Just got back from Chicago and took the architectural boat tour (again!). Guide talked about how the the term Windy City was actually popularized by New York City editor Charles Dana. He was a New York journalist angry that Chicago won out to be the site of the 1893 Columbian Exposition (aka Chicago World's Fair).
I've heard about the river reversal in a »99 Percent Invisible« podcast. Fascinating stuff. But the cranking up of buildings (»wound up city«?) is a new one to me. Thanks!
Cities the world over could take a lesson from pre-Civil-War Chicago, now that sea levels are creeping up and storm surges / rainfall are regularly flooding coastal areas. If they could jack up the street level of a city 150 years ago, it would certainly be easier to do today, and is probably far less expensive than paying for constant flood damage, and building sea walls.
"Building occupants found their front door was now 6ft below street level... what were they to do?" Yeah in seattle we did the whole "new street level" thing too but we just put front doors out the second floor.
I heard about it from my father, an Iowan, when we visited Chicago in the 1970's. He pointed out a street that was sunk below the general level and explained why: that street had NOT been raised.
We see such half-buried buildings in; Glasgow, Manchester, Scarborough, St. Petersberg, London, Paris and etc, and none of those locations have any story of being raised. Many have basement windows looking into the dirt.
If you are still in Chicago or when you go back you should go to the Manadnock Building. This building looks very different on different sides because they realized halfway through it that to build a "skyscraper" (it's not that tall by today's standards but back then it was huge) it was important to have a solid steel frame... Not a thick base. Not necessarily the most interesting building other than that, but still a good piece of engineering history.
If you do visit, stay in the more developed and affluent areas as much as possible. Some negative aspects attached to the lesser areas in that particular city. Same with Detroit and I live near it.
Very interesting. The street-raising reminds me of a similar thing happening in the fictional city of Ankh-Morpork (from the Discworrld series). However, they didn't raise their buildings to match the new street level - they merely built on top of the old ones. I wonder if the raising of Chicago inspired Pratchett.
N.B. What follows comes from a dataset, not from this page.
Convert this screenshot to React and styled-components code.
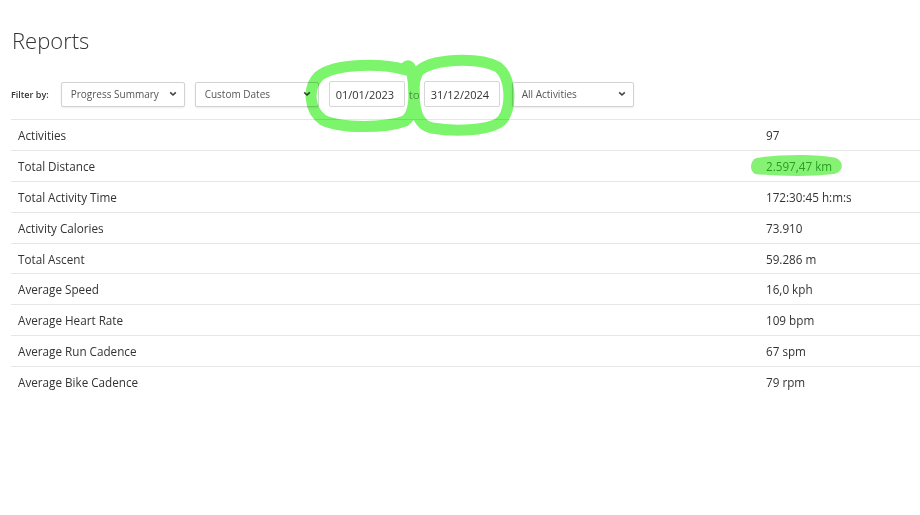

I wonder if I can walk around blindfold in chicago and know where I am just by the feel of the street under my boots. Then I'd know for sure ankh morpork is based off chicago.
One thing about Chicago I remember clearly: I went there on a business trip in 90's. When we were walking along the lake shore I mentioned to my US colleague hoew it reminded me Helsinki (where I lived and still live). My collewague was furious that Chicago IS "the windy city" and no place is like it. Few years later he vistied Helsinki in September. While we were walking from reastarant back to their hoteö he approacehd me and said: "Topi, this is just like in Chicago." A big lake or a big sea on the side of the city does not make a difference. Go Lissabon some time.
Isn't it funny that there are so many more people in Chicago today, but the streets back then were so much more crowded. Even considering that the cars hold people it doesn't account for the total number. It's weird.
The other thought about "Windy City" is that it was coined in the early 1890s, when many prominent businessmen were promoting Chicago as the perfect site for the Columbian Exposition, which took place in 1893 in Jackson Park. People in New York thought that these promoters of Chicago were full of hot wind, the way they bragged about Chicago, and the term Windy City took hold. Similarly, "Second City" doesn't refer as a city second to New York, but the second city that rose from the ashes of the first after the great fire.